The money supply is a tricky issue. On one hand the FED may want to restrict the amount of money available in order to continue the slowing of the economy. On the other hand who is to say that there is an end to the rainbow of good economic conditions found in the 1990s.

Restricting the money supply, however, could have bad long term effects. If the FED, combined with its lowering of interest rates, also lowers the money supply, the economy could find itself more bearish than the FED had intended. This brings up a good question of whether the FED should plan recessions or not. It certainly has the power to do so. Most Americans, however, seem to maintain a prosperous mood, even though the economy shows no more signs of a boom. Consumer confidence, although proved comparatively lower over the holiday shopping season, seem to believe that the state of 1990s boom never ended—that we are simply in a state of transition between booming eras.

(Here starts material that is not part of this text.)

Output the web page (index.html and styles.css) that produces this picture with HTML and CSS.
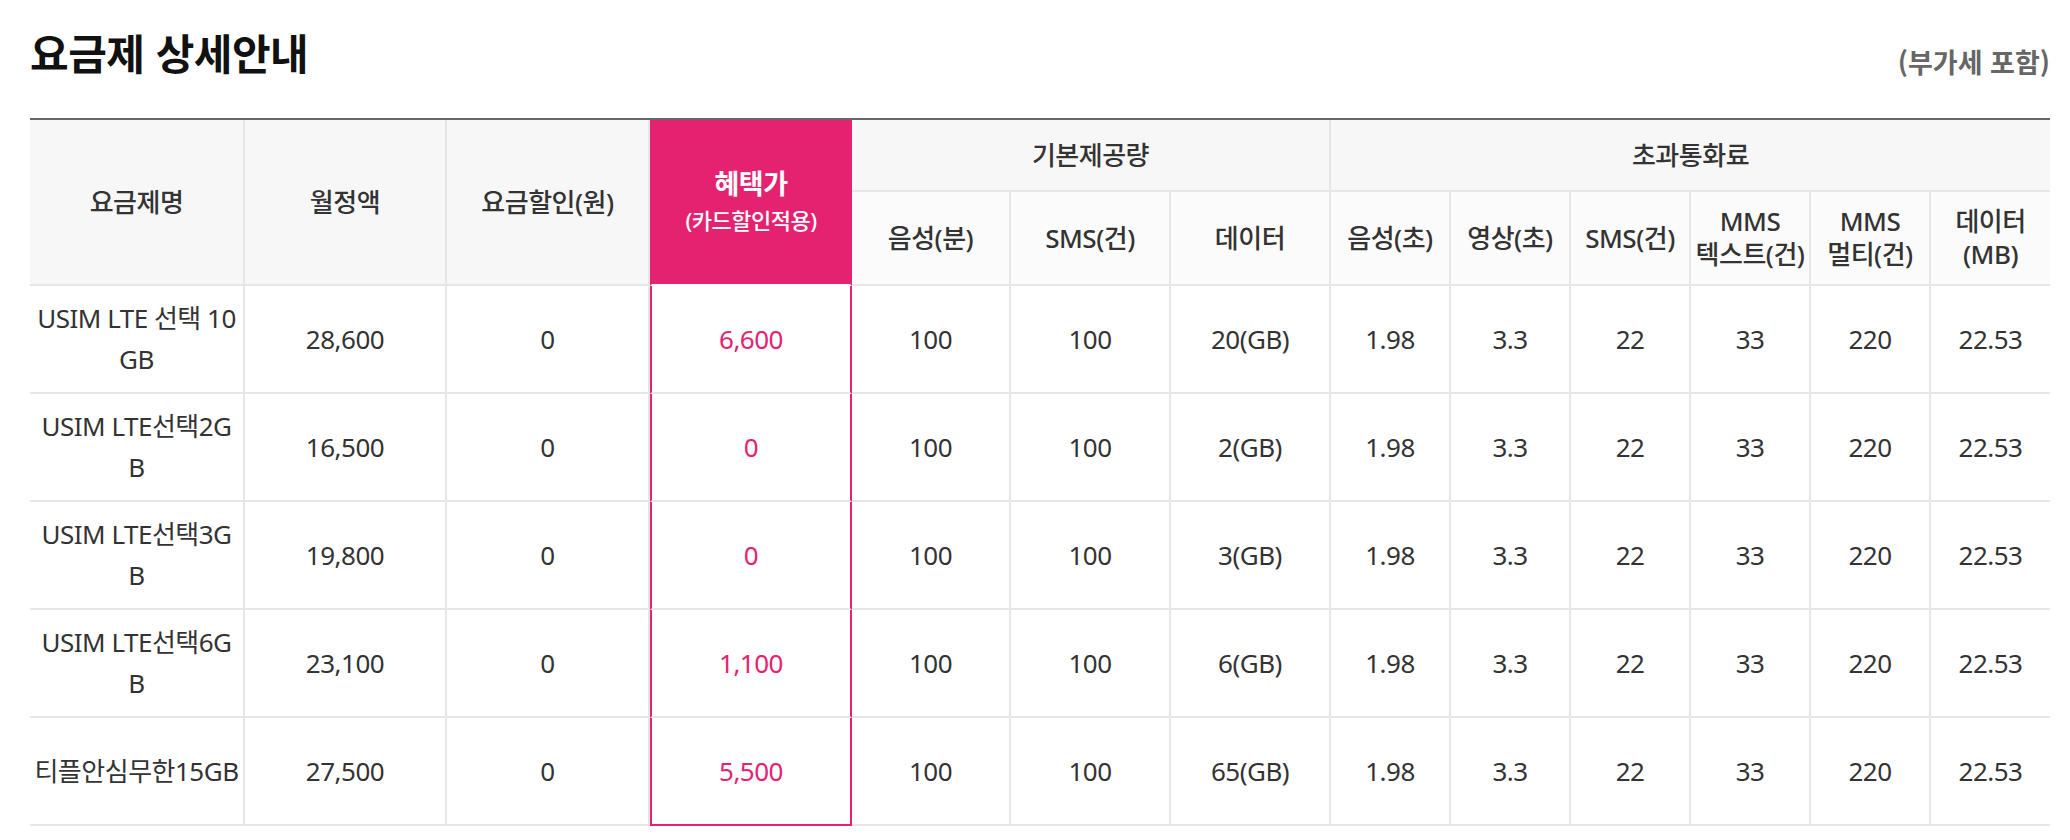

The end of the forecast graph, however, could signal the end of such booming times. If the M1 trend line continues in such a downward trend, then it is quite possible that a real recession is on the way. Such a continued trend line, however, is easily nullified by the fact that a long-term monetary model is useless, because monetary policy change is bound to happen every few years. As for any suggestions for the FED to ratify the monetary policy, there are none. That is why they are on the board of governors of the FED, and this is a simple economic forecast.